Mais do que algo burocrático ou preso ao passado, travar essa discussão é debater Direitos Humanos! A diretriz 25 do Plano Nacional de Direitos Humanos – PNDH-3, traça como objetivo estratégico “fomentar debates e divulgar informações no sentido de que logradouros, atos e próprios nacionais ou prédios públicos não recebam nomes de pessoas praticaram crimes de lesa-humanidade, bem como determinar a alteração de nomes que já tenham sido atribuídos.

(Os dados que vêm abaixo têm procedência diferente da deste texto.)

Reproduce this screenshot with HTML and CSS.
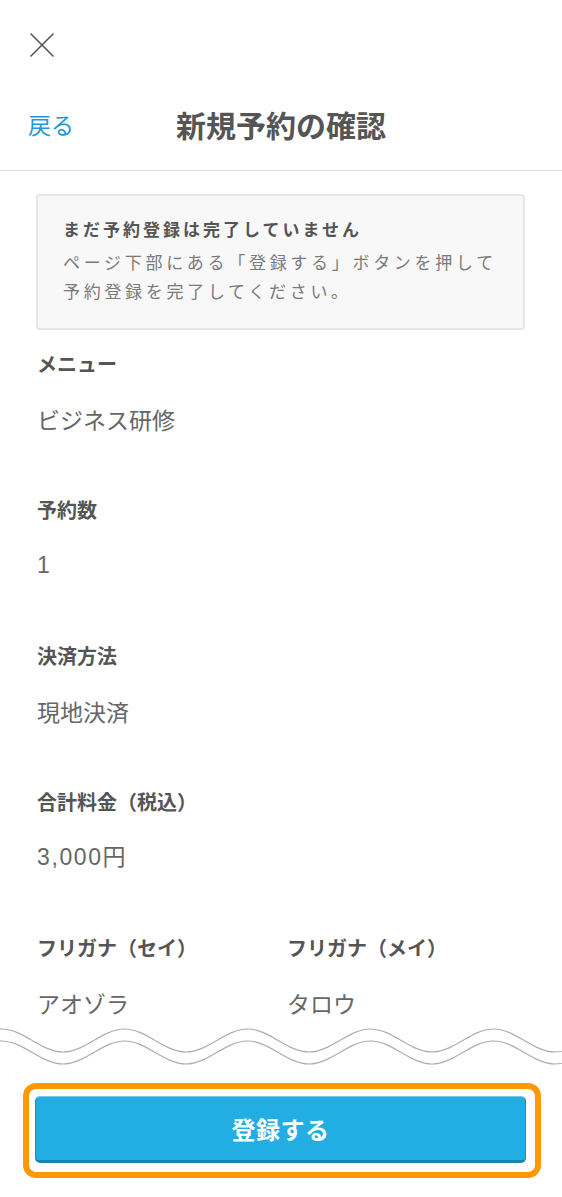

Deste modo, ao enfrentarmos este debate e renomearmos as nossas ruas, escolas e praças, repudiamos o Golpe Civil-Militar e os nefastos efeitos que perduram ainda hoje em nossa sociedade. Apresentamos aos jovens a nossa história, e afirmamos que não devemos reverenciar os responsáveis pelos anos mais sombrios de nosso país. Reconhecemos as torturas, estupros, mutilações e as demais violações perpetradas pelo Estado Brasileiro, e bradamos que não as aceitaremos novamente.

Que a lei seja sancionada e possamos rebatizar as nossas ruas com os nomes que realmente merecem homenagens: o das lutadoras e lutadores de nossa região, que entregaram suas vidas em defesa da democracia. Viva Péricles Gusmão, Dinaelza Coqueiro, Franklin Ferraz, Camillo de Jesus Lima, e tantos outros e outras que não se renderam face às arbitrariedades e à violência.

*Alexandre Xandó é Advogado, Coordenador do Programa de Educação em Direitos Humanos da UESB e militante do Levante Popular da Juventude.